Berater für Beteiligungsprozesse gibt es doch schon viele. Warum sollte eine Stadt oder Gemeinde sich an Sie wenden?

Es liegt ja in der Natur der Sache, dass private Dienstleister Geld verdienen wollen und jeder Kommune einen Beteiligungsprozess als hoch individuelles Gesamtpaket anbieten. Unser Ansatz ist es, Prozesse zu verschlanken und so Kosten zu sparen. Und gleichzeitig durch eine Vereinheitlichung – im Kern ist der Ablauf immer gleich –, die Qualität und Akzeptanz der Ergebnisse zu steigern.

Inwiefern kann Letzteres gelingen?

Es ist ein gutes Argument, wenn eine Behörde sagen kann, unser Prozess ist genau gleich wie im Nachbarort.
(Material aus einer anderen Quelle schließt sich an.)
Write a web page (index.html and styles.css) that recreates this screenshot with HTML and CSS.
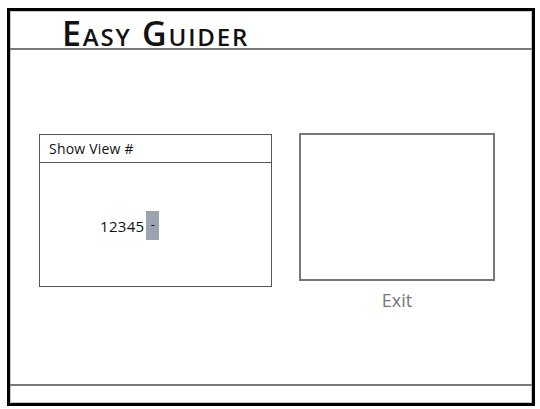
FILE: index.html
```html
<!DOCTYPE html>
<html lang="en">
<head>
  <meta charset="UTF-8" />
  <title>Easy Guider</title>
  <link rel="stylesheet" href="styles.css">
</head>
<body>
  <div class="frame">
    <header class="top">
      <span class="brand">Easy Guider</span>
    </header>

    <main class="stage">
      <section class="panel">
        <div class="panel-head">Show View #</div>
        <div class="panel-body">
          <span class="entry">12345</span><span class="cursor">-</span>
        </div>
      </section>

      <section class="side">
        <div class="preview"></div>
        <div class="exit">Exit</div>
      </section>
    </main>

    <footer class="bottom"></footer>
  </div>
</body>
</html>
```

FILE: styles.css
```css
body {
  margin: 0;
  background: #fff;
  font-family: 'Open Sans', sans-serif;
  color: #111;
}
.frame {
  box-sizing: border-box;
  width: 528px;
  height: 398px;
  margin: 8px 0 0 7px;
  border: 3px solid #000;
  box-shadow: inset 0 0 0 1px #c8c8c8;
  display: flex;
  flex-direction: column;
}
.top {
  height: 37px;
  border-bottom: 2px solid #7a7a7a;
  padding-left: 52px;
  display: flex;
  align-items: flex-end;
}
.brand {
  font-family: 'Open Sans', sans-serif;
  font-weight: 600;
  font-size: 34px;
  line-height: 1;
  font-variant: small-caps;
  letter-spacing: 1.8px;
  margin-bottom: -2px;
}
.stage {
  flex: 1;
  display: flex;
  align-items: flex-start;
  padding: 84px 0 0 29px;
  gap: 27px;
}
.panel {
  box-sizing: border-box;
  width: 233px;
  height: 153px;
  border: 1px solid #555;
  display: flex;
  flex-direction: column;
}
.panel-head {
  height: 27px;
  border-bottom: 1px solid #555;
  padding-left: 9px;
  font-size: 14px;
  line-height: 28px;
  letter-spacing: 0.2px;
}
.panel-body {
  flex: 1;
  display: flex;
  align-items: center;
  padding-left: 60px;
  padding-top: 2px;
}
.entry {
  font-size: 15px;
  letter-spacing: 0.3px;
}
.cursor {
  width: 13px;
  height: 29px;
  margin-left: 2px;
  background: #9aa4b0;
  font-size: 13px;
  line-height: 27px;
  text-align: center;
}
.side {
  margin-top: -1px;
  display: flex;
  flex-direction: column;
  align-items: center;
}
.preview {
  box-sizing: border-box;
  width: 196px;
  height: 148px;
  border: 2px solid #777;
}
.exit {
  margin-top: 7px;
  color: #777;
  font-size: 18px;
  line-height: 24px;
}
.bottom {
  height: 17px;
  border-top: 2px solid #7a7a7a;
}
```
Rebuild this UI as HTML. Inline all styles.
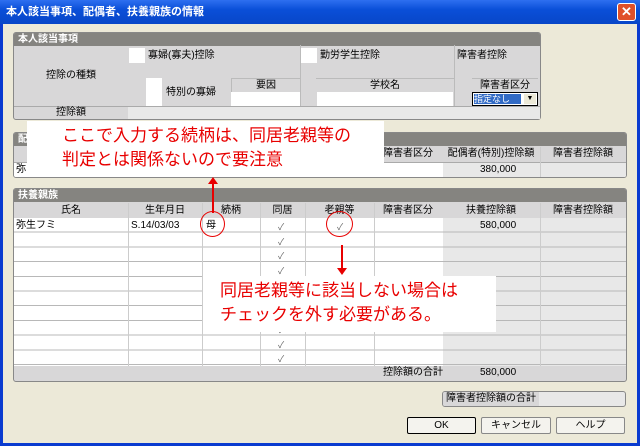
<!DOCTYPE html><html><head><meta charset="utf-8"><style>
*{margin:0;padding:0;box-sizing:border-box}
body{width:640px;height:446px;overflow:hidden;background:#0a3bd0;font-family:"Liberation Sans","Noto Sans CJK JP",sans-serif;font-size:10px;line-height:12px;color:#000;position:relative}
.a{position:absolute}
.t{display:flex;align-items:center;justify-content:center;white-space:nowrap}
.hd{background:#858480;color:#fff;font-weight:bold;padding-left:4px;line-height:13px;font-size:10px}
.w{background:#fff}
.r{color:#e80000;font-size:17px;line-height:24px;white-space:nowrap}
.btn{background:#f4f3ee;border:1px solid #888;border-radius:2px}
.ck{color:#666;font-size:9px}
</style></head><body>
<div class="a" style="left:0;top:0;width:640px;height:24px;background:linear-gradient(#2e6ff0,#0a4fd8 40%,#0846c8)"></div>
<div class="a" style="left:6px;top:6px;color:#fff;font-weight:bold;font-size:11px">本人該当事項、配偶者、扶養親族の情報</div>
<div class="a t" style="left:617px;top:3px;width:19px;height:18px;background:#e0502a;border:1px solid #fff;border-radius:3px;color:#fff;font-weight:bold;font-size:13px">✕</div>
<div class="a" style="left:3px;top:24px;width:634px;height:419px;background:#ece9d8"></div>

<div class="a" style="left:13px;top:32px;width:528px;height:88px;background:#d8d7d8;border:1px solid #888;border-radius:3px;overflow:hidden">
 <div class="hd">本人該当事項</div>
</div>
<div class="a t" style="left:14px;top:46px;width:114px;height:60px">控除の種類</div>
<div class="a w" style="left:129px;top:48px;width:16px;height:15px"></div>
<div class="a" style="left:148px;top:50px">寡婦(寡夫)控除</div>
<div class="a" style="left:300px;top:45px;width:1px;height:74px;background:#bbb"></div>
<div class="a w" style="left:301px;top:48px;width:16px;height:15px"></div>
<div class="a" style="left:320px;top:50px">勤労学生控除</div>
<div class="a" style="left:454px;top:45px;width:1px;height:74px;background:#bbb"></div>
<div class="a" style="left:457px;top:50px">障害者控除</div>
<div class="a w" style="left:146px;top:78px;width:16px;height:28px"></div>
<div class="a" style="left:166px;top:87px">特別の寡婦</div>
<div class="a t" style="left:231px;top:78px;width:69px;height:14px;border-left:1px solid #bbb;border-top:1px solid #bbb">要因</div>
<div class="a w" style="left:231px;top:92px;width:69px;height:14px"></div>
<div class="a t" style="left:316px;top:78px;width:138px;height:14px;border-top:1px solid #bbb">学校名</div>
<div class="a w" style="left:317px;top:92px;width:136px;height:14px"></div>
<div class="a t" style="left:472px;top:78px;width:66px;height:14px;border-top:1px solid #bbb">障害者区分</div>
<div class="a" style="left:472px;top:92px;width:66px;height:14px;background:#fff;border:1px solid #000"><div style="position:absolute;left:1px;top:1px;width:47px;height:10px;background:#316ac5;color:#fff;font-size:9px;line-height:10px">指定なし</div><div style="position:absolute;right:1px;top:1px;width:12px;height:10px;background:#ece9d8;font-size:7px;text-align:center;line-height:10px">▼</div></div>
<div class="a" style="left:14px;top:106px;width:526px;height:1px;background:#aaa"></div>
<div class="a t" style="left:14px;top:107px;width:114px;height:12px">控除額</div>
<div class="a" style="left:128px;top:107px;width:412px;height:12px;background:#e8e8e8"></div>

<div class="a" style="left:13px;top:132px;width:614px;height:46px;background:#d8d7d8;border:1px solid #888;border-radius:3px;overflow:hidden">
 <div class="hd">配偶者</div>
 <div style="position:absolute;left:0;top:29px;width:612px;height:15px;background:#fff;border-top:1px solid #aaa"></div>
 <div style="position:absolute;left:429px;top:30px;width:184px;height:14px;background:#e8e8e8"></div>
 <div style="position:absolute;left:360px;top:14px;width:1px;height:30px;background:#ccc"></div>
 <div style="position:absolute;left:526px;top:14px;width:1px;height:30px;background:#ccc"></div>
</div>
<div class="a t" style="left:374px;top:147px;width:68px;height:14px">障害者区分</div>
<div class="a t" style="left:442px;top:147px;width:98px;height:14px">配偶者(特別)控除額</div>
<div class="a t" style="left:540px;top:147px;width:86px;height:14px">障害者控除額</div>
<div class="a" style="left:480px;top:164px">380,000</div>
<div class="a" style="left:16px;top:164px">弥</div>

<div class="a" style="left:13px;top:188px;width:614px;height:194px;background:#d8d7d8;border:1px solid #888;border-radius:3px;overflow:hidden">
 <div class="hd">扶養親族</div>
 <div style="position:absolute;left:0;top:29px;width:612px;height:148px;background:#fff;background-image:repeating-linear-gradient(#fff 0,#fff 13.7px,#b8b8b8 13.7px,#b8b8b8 14.7px)"></div>
 <div style="position:absolute;left:429px;top:29px;width:184px;height:148px;background-image:repeating-linear-gradient(#e8e8e8 0,#e8e8e8 13.7px,#b8b8b8 13.7px,#b8b8b8 14.7px)"></div>
 <div style="position:absolute;left:114px;top:14px;width:1px;height:163px;background:#ccc"></div>
 <div style="position:absolute;left:188px;top:14px;width:1px;height:163px;background:#ccc"></div>
 <div style="position:absolute;left:246px;top:14px;width:1px;height:163px;background:#ccc"></div>
 <div style="position:absolute;left:291px;top:14px;width:1px;height:163px;background:#ccc"></div>
 <div style="position:absolute;left:360px;top:14px;width:1px;height:163px;background:#ccc"></div>
 <div style="position:absolute;left:526px;top:14px;width:1px;height:163px;background:#ccc"></div>
</div>
<div class="a t" style="left:14px;top:203px;width:114px;height:15px">氏名</div>
<div class="a t" style="left:128px;top:203px;width:74px;height:15px">生年月日</div>
<div class="a t" style="left:202px;top:203px;width:58px;height:15px">続柄</div>
<div class="a t" style="left:260px;top:203px;width:45px;height:15px">同居</div>
<div class="a t" style="left:305px;top:203px;width:69px;height:15px">老親等</div>
<div class="a t" style="left:374px;top:203px;width:68px;height:15px">障害者区分</div>
<div class="a t" style="left:442px;top:203px;width:98px;height:15px">扶養控除額</div>
<div class="a t" style="left:540px;top:203px;width:86px;height:15px">障害者控除額</div>
<div class="a" style="left:16px;top:220px">弥生フミ</div>
<div class="a" style="left:131px;top:220px">S.14/03/03</div>
<div class="a" style="left:206px;top:220px">母</div>
<div class="a" style="left:480px;top:220px">580,000</div>
<div class="a ck" style="left:278px;top:220px;line-height:14.7px">✓<br>✓<br>✓<br>✓<br>✓<br>✓<br>✓<br>✓<br>✓<br>✓</div>
<div class="a ck" style="left:337px;top:220px;line-height:14.7px">✓</div>
<div class="a" style="left:383px;top:367px">控除額の合計</div>
<div class="a" style="left:480px;top:367px">580,000</div>

<div class="a" style="left:442px;top:391px;width:184px;height:16px;border:1px solid #888;border-radius:3px;background:#e8e8e8;overflow:hidden"><div style="width:96px;height:14px;background:#d8d7d8;padding:1px 3px">障害者控除額の合計</div></div>
<div class="a t btn" style="left:407px;top:417px;width:69px;height:17px;border:1px solid #000">OK</div>
<div class="a t btn" style="left:481px;top:417px;width:70px;height:17px">キャンセル</div>
<div class="a t btn" style="left:556px;top:417px;width:69px;height:17px">ヘルプ</div>

<div class="a w" style="left:27px;top:121px;width:357px;height:56px"></div>
<div class="a r" style="left:62px;top:124px">ここで入力する続柄は、同居老親等の<br>判定とは関係ないので要注意</div>
<div class="a" style="left:212px;top:182px;width:2px;height:31px;background:#e80000"></div>
<div class="a" style="left:208px;top:177px;width:0;height:0;border-left:5px solid transparent;border-right:5px solid transparent;border-bottom:7px solid #e80000"></div>
<div class="a" style="left:200px;top:211px;width:25px;height:26px;border:1px solid #e80000;border-radius:50%"></div>
<div class="a" style="left:326px;top:211px;width:27px;height:26px;border:1px solid #e80000;border-radius:50%"></div>
<div class="a" style="left:341px;top:245px;width:2px;height:25px;background:#e80000"></div>
<div class="a" style="left:337px;top:268px;width:0;height:0;border-left:5px solid transparent;border-right:5px solid transparent;border-top:7px solid #e80000"></div>
<div class="a w" style="left:203px;top:276px;width:293px;height:56px"></div>
<div class="a r" style="left:220px;top:279px">同居老親等に該当しない場合は<br>チェックを外す必要がある。</div>
</body></html>
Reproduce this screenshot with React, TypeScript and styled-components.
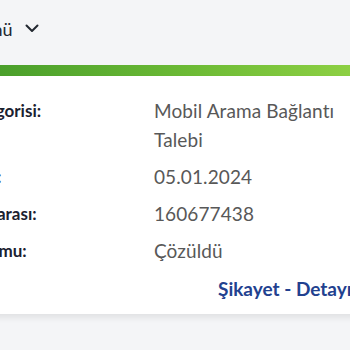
import React from "react";
import styled, { createGlobalStyle } from "styled-components";

const Global = createGlobalStyle`
  html, body { margin: 0; padding: 0; }
  body {
    background: #f4f5f7;
    font-family: Lato, "Noto Sans", sans-serif;
    width: 350px;
    height: 350px;
    overflow: hidden;
  }
`;

const Page = styled.div`
  width: 350px;
  height: 350px;
  overflow: hidden;
  background: #f4f5f7;
`;

const Header = styled.div`
  height: 65px;
  display: flex;
  align-items: center;
  gap: 12px;
  margin-left: -31px;
  padding-bottom: 8px;
  box-sizing: border-box;
  font-size: 18px;
  color: #222831;
`;

const GreenBar = styled.div`
  height: 11px;
  width: 420px;
  background: linear-gradient(90deg, #4a9f2b 0%, #6cba35 45%, #9bd94a 100%);
`;

const Card = styled.div`
  width: 520px;
  margin-left: -99px;
  background: #fff;
  padding: 20px 0 11px;
  box-shadow: 0 4px 6px rgba(0, 0, 0, 0.08);
`;

const Rows = styled.div`
  display: grid;
  grid-template-columns: 253px 1fr;
  row-gap: 8px;
`;

const Label = styled.div`
  font-weight: 700;
  font-size: 17px;
  line-height: 29px;
  color: #1b2130;
  white-space: nowrap;
`;

const Value = styled.div`
  font-size: 19px;
  line-height: 29px;
  color: #585858;
  width: 200px;
  letter-spacing: 0.1px;
`;

const LinkRow = styled.div`
  margin-top: 9px;
  padding-left: 317px;
  font-weight: 700;
  font-size: 19px;
  line-height: 29px;
  color: #22418f;
  white-space: nowrap;
`;

const rows: [string, string][] = [
  ["Şikayet Kategorisi:", "Mobil Arama Bağlantı Talebi"],
  ["Şikayet Tarih:", "05.01.2024"],
  ["Şikayet Numarası:", "160677438"],
  ["Şikayet Durumu:", "Çözüldü"],
];

export default function App() {
  return (
    <Page>
      <Global />
      <Header>
        <span>Tümü</span>
        <svg width="14" height="9" viewBox="0 0 14 9" fill="none">
          <path d="M1.5 1.5 L7 7 L12.5 1.5" stroke="#222831" strokeWidth="2" strokeLinecap="round" strokeLinejoin="round" />
        </svg>
      </Header>
      <GreenBar />
      <Card>
        <Rows>
          {rows.map(([l, v]) => (
            <React.Fragment key={l}>
              <Label>{l}</Label>
              <Value>{v}</Value>
            </React.Fragment>
          ))}
        </Rows>
        <LinkRow>Şikayet - Detayı</LinkRow>
      </Card>
    </Page>
  );
}
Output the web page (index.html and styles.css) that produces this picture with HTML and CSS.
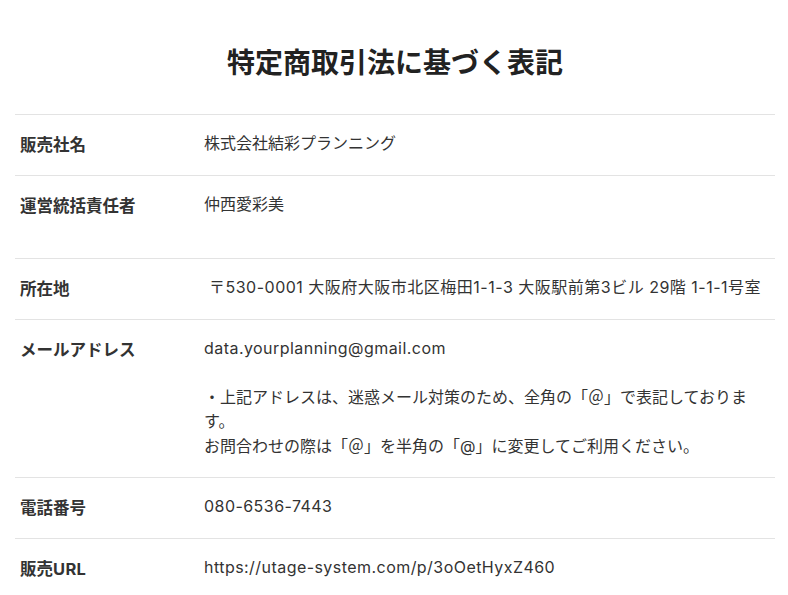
FILE: index.html
```html
<!DOCTYPE html>
<html lang="ja">
<head>
<meta charset="utf-8">
<title>特定商取引法に基づく表記</title>
<link rel="stylesheet" href="styles.css">
</head>
<body>
<main class="page">
  <h1 class="title">特定商取引法に基づく表記</h1>
  <div class="table">
    <div class="row">
      <div class="label">販売社名</div>
      <div class="value">株式会社結彩プランニング</div>
    </div>
    <div class="row">
      <div class="label">運営統括責任者</div>
      <div class="value">仲西愛彩美<br><span class="blank"></span></div>
    </div>
    <div class="row">
      <div class="label">所在地</div>
      <div class="value nowrap wide">&nbsp;〒530-0001 大阪府大阪市北区梅田1-1-3 大阪駅前第3ビル 29階 1-1-1号室</div>
    </div>
    <div class="row">
      <div class="label">メールアドレス</div>
      <div class="value"><span class="latin">data.yourplanning@gmail.com</span><br><br>・上記アドレスは、迷惑メール対策のため、全角の「＠」で表記しております。<br>お問合わせの際は「＠」を半角の「@」に変更してご利用ください。</div>
    </div>
    <div class="row">
      <div class="label">電話番号</div>
      <div class="value"><span class="latin">080-6536-7443</span></div>
    </div>
    <div class="row">
      <div class="label">販売<span class="latin-b">URL</span></div>
      <div class="value"><span class="latin">https://utage-system.com/p/3oOetHyxZ460</span></div>
    </div>
  </div>
</main>
</body>
</html>
```

FILE: styles.css
```css
html, body {
  margin: 0;
  padding: 0;
  background: #ffffff;
}
body {
  font-family: Inter, "Noto Sans CJK JP", sans-serif;
  color: #333333;
}
.page {
  padding: 0 13px 0 15px;
}
.title {
  margin: 40px 0 32px;
  font-size: 28px;
  line-height: 42px;
  font-weight: 700;
  text-align: center;
  color: #222222;
  font-family: "Noto Sans CJK JP", sans-serif;
}
.table {
  display: flex;
  flex-direction: column;
}
.row {
  display: grid;
  grid-template-columns: 189px 1fr;
  align-items: start;
  border-top: 1px solid #e3e3e3;
  padding: 16px 0 19px;
}
.row:last-child {
  border-bottom: 1px solid #e3e3e3;
}
.label {
  padding: 3px 0 0 5px;
  font-size: 16.5px;
  line-height: 21.5px;
  font-weight: 700;
  color: #333333;
  font-family: "Noto Sans CJK JP", sans-serif;
}
.latin-b {
  font-family: Inter, sans-serif;
  letter-spacing: 0.3px;
}
.value {
  padding-right: 20px;
  font-size: 16px;
  line-height: 24.5px;
  color: #333333;
}
.blank {
  display: block;
  height: 23px;
}
.latin {
  letter-spacing: 0.45px;
}
.wide {
  letter-spacing: 0.5px;
}
.nowrap {
  white-space: nowrap;
}
```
Wenn sie das ganz individuell angehen, heißt es sonst schnell: „Ja, der Bürgermeister hat so lange rumgetrickst, dass genau das herauskommt, was er wollte.“ Deshalb ist diese Vereinheitlichung der Verfahren schon ein Wert an sich, weil sie die betroffenen Behörden schützt.

Steht ein solcher Bürgerrat nicht in Konkurrenz zum Gemeinderat?

Nein. Die Dialogische Bürgerbeteiligung hilft bei streitigen Verfahren. Im Bürgerrat werden oft mit unglaublicher Präzision Argumente gewichtet. Ein solcher Beteiligungsprozess nimmt den Gemeinderäten gar nichts weg. Im Gegenteil. Befragungen und die Evaluationen ergeben immer wieder, dass die Zufallsbürger selbst sagen, unser Respekt für die repräsentative Demokratie ist gestiegen. So ein Verfahren steigert also die Wertschätzung für die Arbeit der Gewählten.

Das Gespräch führte Christoph Müller

Bürgerforen und -räte

Die Servicestelle Dialogische Bürgerbeteiligung ist ein Angebot des Landes an alle Behörden und Verwaltungen. Die Servicestelle unterstützt diese, wenn sie für ein Vorhaben eine Dialogische Bürgerbeteiligung durchführen wollen – etwa mit einem Bürgerforum oder -rat aus zufällig ausgewählten Teilnehmern. Die Servicestelle „berät und unterstützt kostenfrei und unbürokratisch“, heißt es auf der Website.